"Dışı Seni İçi Beni Yakar" 12 Maddeyle Freelancer Olmak
Dışarıdan iş yaptığınız bir kuruma sadece iş teslimi ya da toplantılar için gidiyorsanız bu durumları en iyi siz biliyorsunuz demektir.
Ne içindesindir şirketin ne de büsbütün dışında.
Okula arada sırada uğrayan gizemli öğrencidir freelancerlar. Yokluğunda aranmaz, varlığında "sahi böyle de biri vardı" denilip, işe kaldığı yerden devam edilir.
İş hayatının Prens Henry'sidir freelancerlar.
Ofisteki tüm güzel kızlar/ yakışıklı erkekler tam zamanlı çalışanlara yar olur. Evdeki kediyle romans yaşayacak duruma gelirsiniz.
Yeni bir karar alırken fikrinizi sormazlar
Herkes ne kadar kazandığınızı sorar, ofistekiler dahil.
Günler sonra bir heyecanla ofise gelip, çalışan herkesin çoktan baymış olduğunu görürsünüz, şevkiniz kaçar.
İş yerine çok sık gitmediğiniz için, gittiğiniz zaman iyi görünmek istersiniz. Geçen gittiğimde ne giyinmiştim diye düşünürken beyin kası yaparsınız.
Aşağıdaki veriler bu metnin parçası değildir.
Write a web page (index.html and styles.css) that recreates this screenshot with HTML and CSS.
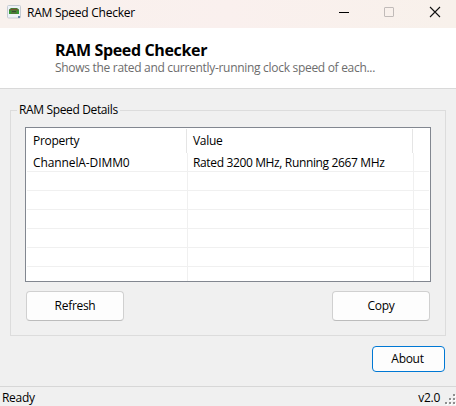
FILE: index.html
```html
<!DOCTYPE html>
<html lang="en">
<head>
    <meta charset="UTF-8">
    <meta name="viewport" content="width=device-width, initial-scale=1.0">
    <title>RAM Speed Checker</title>

    <link rel="stylesheet" href="styles.css">
</head>

<body>

    <div class="window">

        <div class="titlebar">
            <svg class="app-icon" width="14" height="14" viewBox="0 0 14 14">
                <rect x="0.5" y="0.5" width="13" height="12.5" rx="1" fill="#edf2f7" stroke="#c5cbd2"/>
                <path d="M2 4.5L4 3h6l2 1.5V9H2z" fill="#4c7a36"/>
                <path d="M2 6h2v3H2zM10 6h2v3h-2z" fill="#2f9a33"/>
                <path d="M4 4h6v1H4z" fill="#795331"/>
                <path d="M5 6h4v1H5z" fill="#334b35"/>
                <path d="M11 11h2v2h-2z" fill="#6687a8"/>
            </svg>
            <span class="titlebar-text">RAM Speed Checker</span>
            <div class="window-controls">
                <svg width="46" height="28" viewBox="0 0 46 28">
                    <path d="M18 12.5h10" stroke="#000"/>
                </svg>
                <svg width="46" height="28" viewBox="0 0 46 28">
                    <rect x="17.5" y="7.5" width="9" height="9" rx="0.5" fill="none" stroke="#c1bbb9"/>
                </svg>
                <svg width="43" height="28" viewBox="0 0 43 28">
                    <path d="M17 7l10 10M27 7L17 17" stroke="#111" stroke-width="1.1"/>
                </svg>
            </div>
        </div>

        <div class="header">
            <h1>RAM Speed Checker</h1>
            <p>Shows the rated and currently-running clock speed of each...</p>
        </div>

        <div class="content">
            <fieldset class="group">
                <legend>RAM Speed Details</legend>

                <div class="list">
                    <div class="row list-head">
                        <span class="property">Property</span>
                        <span class="value">Value</span>
                    </div>
                    <div class="row">
                        <span class="property dimm">ChannelA-DIMM0</span>
                        <span class="value speed">Rated 3200 MHz, Running 2667 MHz</span>
                    </div>
                    <div class="row"><span class="property"></span><span class="value"></span></div>
                    <div class="row"><span class="property"></span><span class="value"></span></div>
                    <div class="row"><span class="property"></span><span class="value"></span></div>
                    <div class="row"><span class="property"></span><span class="value"></span></div>
                    <div class="row"><span class="property"></span><span class="value"></span></div>
                    <div class="row last"><span class="property"></span><span class="value"></span></div>
                </div>

                <div class="buttons-container">
                    <button type="button">Refresh</button>
                    <button type="button">Copy</button>
                </div>
            </fieldset>

            <button type="button" class="about-btn">About</button>
        </div>

        <div class="statusbar">
            <span>Ready</span>
            <span class="version">v2.0</span>
            <!-- Resize grip -->
            <svg width="14" height="16" viewBox="0 0 14 16">
                <path d="M11 4h2v2h-2zM7 8h2v2H7zM11 8h2v2h-2zM3 12h2v2H3zM7 12h2v2H7zM11 12h2v2h-2z" fill="#fff" transform="translate(1 1)"/>
                <path d="M11 4h2v2h-2zM7 8h2v2H7zM11 8h2v2h-2zM3 12h2v2H3zM7 12h2v2H7zM11 12h2v2h-2z" fill="#8f8f8f"/>
            </svg>
        </div>

    </div>

</body>
</html>
```

FILE: styles.css
```css
* {
    box-sizing: border-box;
}

body {
    margin: 0;
    background-color: #f0f0f0;
    color: #000;
    font-family: 'Open Sans', 'Noto Sans', sans-serif;
    font-size: 12px;
    line-height: 16px;
    letter-spacing: -0.3px;
}

.window {
    display: flex;
    flex-direction: column;
    width: 456px;
    height: 406px;
    overflow: hidden;
    white-space: nowrap;
}

/* Title bar */
.titlebar {
    display: flex;
    height: 28px;
    padding-left: 7px;
    background: linear-gradient(90deg, #f8f1ed, #faf0ee 50%, #f8f1eb);
}

.app-icon {
    margin-top: 5px;
}

.titlebar-text {
    margin: 5px 0 0 6px;
    letter-spacing: -0.25px;
}

.window-controls {
    display: flex;
    margin-left: auto;
    height: 28px;
}

/* Heading */
.header {
    height: 61px;
    padding: 12px 0 0 55px;
    background-color: #fff;
    border-bottom: 1px solid #d9d9d9;
}

.header h1 {
    margin: 0;
    font-size: 16px;
    font-weight: bold;
    line-height: 20px;
    letter-spacing: -0.35px;
}

.header p {
    margin: 0;
    color: #6d6d6d;
}

/* Group box */
.content {
    display: flex;
    flex-direction: column;
    flex: 1;
    padding: 13px 10px 0;
}

.group {
    height: 234px;
    margin: 0;
    padding: 9px 14px 0;
    border: 1px solid #dcdcdc;
}

.group legend {
    height: 16px;
    margin-left: -8px;
    padding: 0 2px;
    letter-spacing: -0.36px;
}

/* Details list */
.list {
    height: 155px;
    padding: 1px;
    background-color: #fff;
    border: 1px solid #828790;
}

.row {
    display: flex;
    height: 19px;
    border-bottom: 1px solid #f0f0f0;
}

.row span {
    padding-top: 2px;
    padding-left: 6px;
    border-right: 1px solid #f0f0f0;
}

.row .property {
    width: 161px;
}

.row .value {
    width: 226px;
    padding-left: 5px;
}

.row .dimm {
    letter-spacing: -0.1px;
}

.row .speed {
    letter-spacing: -0.36px;
}

.list-head {
    height: 24px;
    border-bottom: none;
}

.list-head span {
    padding-top: 4px;
    border-color: #e5e5e5;
}

.list-head .property {
    width: 160px;
}

.list-head .value {
    padding-left: 6px;
}

.last {
    height: 14px;
    border-bottom: none;
}

/* Buttons */
.buttons-container {
    display: flex;
    justify-content: space-between;
    margin: 9px 1px 0;
}

button {
    width: 98px;
    height: 30px;
    padding: 0;
    background-color: #fdfdfd;
    border: 1px solid #d0d0d0;
    border-bottom-color: #bcbcbc;
    border-radius: 4px;
    color: #000;
    font: inherit;
    letter-spacing: inherit;
}

.about-btn {
    align-self: flex-end;
    width: 73px;
    height: 26px;
    margin: 10px 1px 0 0;
    padding-right: 2px;
    border-color: #0078d4;
}

/* Status bar */
.statusbar {
    display: flex;
    height: 20px;
    padding: 3px 0 0 2px;
    border-top: 1px solid #d7d7d7;
}

.version {
    margin-left: auto;
}

.statusbar svg {
    margin-left: 2px;
}
```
Herkes çalışırken senin koltuğa uzanmış Esra Erol izlediğin düşünülür.
Her ay başında "maaşlar yatar da benimkini unuturlarsa" diye diye gerilirsiniz.
Ne kadar yattı, doğru hesapladılar mı diye düşünüp, oturur tek tek hesaplarsınız.
Tam zamanlı çalışsam ne kadar maaş alırdım diye düşünüp, freelancer/tam zamanlı karşılaştırması yaparsınız.
Dışarı çıkmak için plan yaparsınız, tam çıkacakken arayıp acil iş isterler.